La qualité, ce n’est pas la quantité. C’est un renversement de paradigme important, qui permet de mesurer autrement la richesse, et qui est déjà mis en avant dans certains secteurs. Les plateformes comme Uber ou Amazon savent très bien que leur modèle d’affaire repose sur la confiance, donc sur la qualité du service rendu. Ils rémunèrent et licencient selon la qualité. La qualité est au cœur du modèle d’affaire. Acontrario, chez Orpea, c’est la quantité, la productivité, qui prime : on diminue le nombre de salariés et ces derniers devront en faire toujours plus. Quand on fait ça dans le monde des services, ça produit des morts. La question est de trouver un modèle économique de qualité qui repose sur la qualification des salariés et la qualité des emplois pour garantir la qualité des services.

Une politique d’investissement social serait finançable dès maintenant ?

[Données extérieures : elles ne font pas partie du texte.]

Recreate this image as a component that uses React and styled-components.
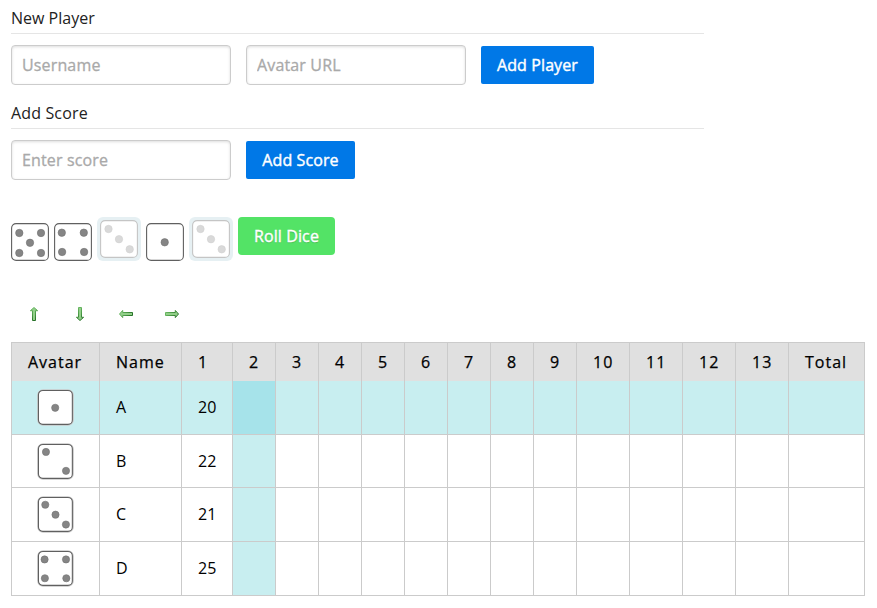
import React from "react";
import styled, { createGlobalStyle } from "styled-components";

const GlobalStyle = createGlobalStyle`
  * { box-sizing: border-box; }
  body {
    margin: 0;
    background: #fff;
    color: #000;
    font: 400 16px/24px "Open Sans", "Noto Sans", sans-serif;
  }
`;

const Page = styled.main`
  width: 877px;
  height: 608px;
  overflow: hidden;
  padding: 6px 11px 0;
`;

const Form = styled.form`
  width: 693px;
  height: ${(p) => p.$height}px;
`;

const Legend = styled.h2`
  margin: 0 0 11px;
  height: 28px;
  border-bottom: 1px solid #e5e5e5;
  color: #222;
  font-size: 16px;
  font-weight: 400;
  line-height: 24px;
  letter-spacing: ${(p) => p.$tracking || 0}px;
`;

const Fields = styled.div`
  display: flex;
  align-items: center;
  gap: 15px;
`;

const Input = styled.input`
  width: 220px;
  height: 40px;
  padding: 0 10px;
  border: 1px solid #ccc;
  border-radius: 4px;
  box-shadow: inset 0 1px 3px #ddd;
  font: inherit;
  letter-spacing: 0.15px;
  &::placeholder {
    color: #a9a9a9;
    opacity: 1;
    -webkit-text-stroke: 0.3px #a9a9a9;
  }
`;

const Button = styled.button`
  width: ${(p) => p.$width}px;
  height: 38px;
  padding: 0;
  border: 0;
  border-radius: 2px;
  background: #0078e7;
  color: #fff;
  font: inherit;
  letter-spacing: 0.1px;
  -webkit-text-stroke: 0.4px #fff;
  white-space: nowrap;
`;

const RollButton = styled(Button)`
  margin-left: 5px;
  border-radius: 4px;
  background: #53e366;
  text-shadow: 0 1px 1px rgba(0, 0, 0, 0.2);
`;

const DiceRow = styled.div`
  display: flex;
  align-items: flex-start;
  height: 89px;
`;

const DieSlot = styled.div`
  display: flex;
  margin: ${(p) => (p.$held ? "0 5px 0 0" : "6px 5px 0 0")};
  padding: ${(p) => (p.$held ? "3px" : "0")};
  border-radius: 6px;
  background: ${(p) => (p.$held ? "#e6f0f3" : "transparent")};
  &:last-of-type { margin-right: 0; }
`;

const DieSvg = styled.svg`
  display: block;
`;

const Arrows = styled.nav`
  display: flex;
  gap: 30px;
  height: 36px;
  padding-left: 15px;
`;

const ArrowButton = styled.button`
  display: flex;
  width: 16px;
  height: 16px;
  padding: 0;
  border: 0;
  background: none;
`;

const ScoreTable = styled.table`
  width: 854px;
  table-layout: fixed;
  border-spacing: 0;
  border: solid #cbcbcb;
  border-width: 1px 1px 0 0;
`;

const Col = styled.col`
  width: ${(p) => p.$width}px;
`;

const HeadCell = styled.th`
  height: 38px;
  padding: 0 0 0 16px;
  border-left: 1px solid #cbcbcb;
  background: #e0e0e0;
  font-weight: 400;
  -webkit-text-stroke: 0.25px #000;
  letter-spacing: 1px;
  text-align: left;
`;

const Row = styled.tr`
  height: ${(p) => p.$height}px;
  background: ${(p) => (p.$active ? "#c8eef0" : "#fff")};
`;

const Cell = styled.td`
  padding: 0 0 1px 16px;
  border: solid #cbcbcb;
  border-width: 0 0 1px 1px;
  background: ${(p) => (p.$cross ? "#a6e3ea" : p.$column ? "#c8eef0" : "transparent")};
  background-clip: padding-box;
`;

const AvatarCell = styled(Cell)`
  padding: 0 0 0 25px;
`;

const PIPS = {
  1: [[18.7, 19.3]],
  2: [[9.2, 9.2], [29.8, 28.6]],
  3: [[8.5, 9], [19, 19.2], [29.7, 29.3]],
  4: [[7.8, 9.7], [29.8, 9.7], [8.1, 29], [30.1, 29]],
  5: [[8.3, 10], [30, 10], [19, 19.8], [8.3, 30], [30, 30]],
};

function Die({ value, held, size = 38, framed }) {
  const pip = held ? "#d9d9d9" : "#858585";
  return (
    <DieSvg width={size} height={size} viewBox="0 0 38 38" aria-label={`Die ${value}`}>
      {framed && <rect x="0.2" y="0.2" width="37.6" height="37.6" rx="6" fill="#c8c8c8" />}
      <rect
        x={framed ? 1.5 : 0.6}
        y={framed ? 1.5 : 0.6}
        width={framed ? 34.8 : 36.8}
        height={framed ? 34.8 : 36.8}
        rx="4.5"
        fill="#fff"
        stroke={held ? "#c5c5c5" : "#606060"}
        strokeWidth="1.1"
      />
      {PIPS[value].map(([x, y]) => (
        <circle key={`${x}-${y}`} cx={x} cy={y} r="3.7" fill={pip} stroke={held ? "#d0d0d0" : "#707070"} strokeWidth="0.6" />
      ))}
    </DieSvg>
  );
}

function Arrow({ direction }) {
  const vertical = direction === "up" || direction === "down";
  const paths = {
    up: "M8 1.5 L11.6 4.7 H9.5 V14.5 H6.5 V4.7 H4.4 Z",
    down: "M6.5 1.5 H9.5 V11.3 H11.6 L8 14.5 L4.4 11.3 H6.5 Z",
    left: "M1.5 8 L4.7 4.4 V6.5 H14.5 V9.5 H4.7 V11.6 Z",
    right: "M1.5 6.5 H11.3 V4.4 L14.5 8 L11.3 11.6 V9.5 H1.5 Z",
  };
  const id = `arrow-${direction}`;
  return (
    <ArrowButton type="button" aria-label={direction}>
      <svg width="16" height="16" viewBox="0 0 16 16">
        <defs>
          <linearGradient id={id} gradientUnits="userSpaceOnUse" x1={vertical ? 5 : 1} y1={vertical ? 1 : 5} x2={vertical ? 11 : 15} y2={vertical ? 15 : 11}>
            <stop offset="0" stopColor="#6fbd68" />
            <stop offset="0.5" stopColor="#4a9845" />
            <stop offset="1" stopColor="#1d6620" />
          </linearGradient>
        </defs>
        <path d={paths[direction]} fill="#91cf88" stroke={`url(#${id})`} />
      </svg>
    </ArrowButton>
  );
}

const DICE = [[5, false], [4, false], [3, true], [1, false], [3, true]];
const WIDTHS = [88, 82, 51, 43, 43, 43, 43, 43, 43, 43, 43, 53, 53, 53, 53, 76];
const TURNS = Array.from({ length: 13 }, (_, i) => i + 1);
const HEADERS = ["Avatar", "Name", ...TURNS, "Total"];
const PLAYERS = [
  { name: "A", score: 20, die: 1, height: 54 },
  { name: "B", score: 22, die: 2, height: 53 },
  { name: "C", score: 21, die: 3, height: 54 },
  { name: "D", score: 25, die: 4, height: 54 },
];

export default function App() {
  return (
    <>
      <GlobalStyle />
      <Page>
        <Form $height={95}>
          <Legend>New Player</Legend>
          <Fields>
            <Input placeholder="Username" />
            <Input placeholder="Avatar URL" />
            <Button type="button" $width={113}>Add Player</Button>
          </Fields>
        </Form>
        <Form $height={116}>
          <Legend $tracking={0.15}>Add Score</Legend>
          <Fields>
            <Input placeholder="Enter score" />
            <Button type="button" $width={109}>Add Score</Button>
          </Fields>
        </Form>
        <DiceRow>
          {DICE.map(([value, held], i) => (
            <DieSlot key={i} $held={held}>
              <Die value={value} held={held} />
            </DieSlot>
          ))}
          <RollButton type="button" $width={97}>Roll Dice</RollButton>
        </DiceRow>
        <Arrows>
          {["up", "down", "left", "right"].map((d) => <Arrow key={d} direction={d} />)}
        </Arrows>
        <ScoreTable>
          <colgroup>{WIDTHS.map((w, i) => <Col key={i} $width={w} />)}</colgroup>
          <thead>
            <tr>{HEADERS.map((h) => <HeadCell key={h}>{h}</HeadCell>)}</tr>
          </thead>
          <tbody>
            {PLAYERS.map((p, i) => (
              <Row key={p.name} $active={i === 0} $height={p.height}>
                <AvatarCell><Die value={p.die} size={37} framed /></AvatarCell>
                <Cell>{p.name}</Cell>
                {TURNS.map((t) => (
                  <Cell key={t} $column={t === 2} $cross={t === 2 && i === 0}>
                    {t === 1 ? p.score : null}
                  </Cell>
                ))}
                <Cell />
              </Row>
            ))}
          </tbody>
        </ScoreTable>
      </Page>
    </>
  );
}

Oui, entre les allègements généraux de cotisations et les dispositifs fiscaux pour favoriser le secteur des services à la personne, l’État a distribué, en 2020, 60 milliards d’euros. On peut réorienter une part importante de cette somme vers des emplois d’investissement social, sans pour autant créer du chômage. Il faut cesser d’entretenir la pompe à emplois « low cost ». Les obstacles ne sont pas économiques, ils sont idéologiques.

 

* Les Femmes, les Jeunes et les Enfants d’abordInvestissement social et économie de la qualité,
de Clément Carbonnier et Bruno Palier, PUF, 2022, 320 pages.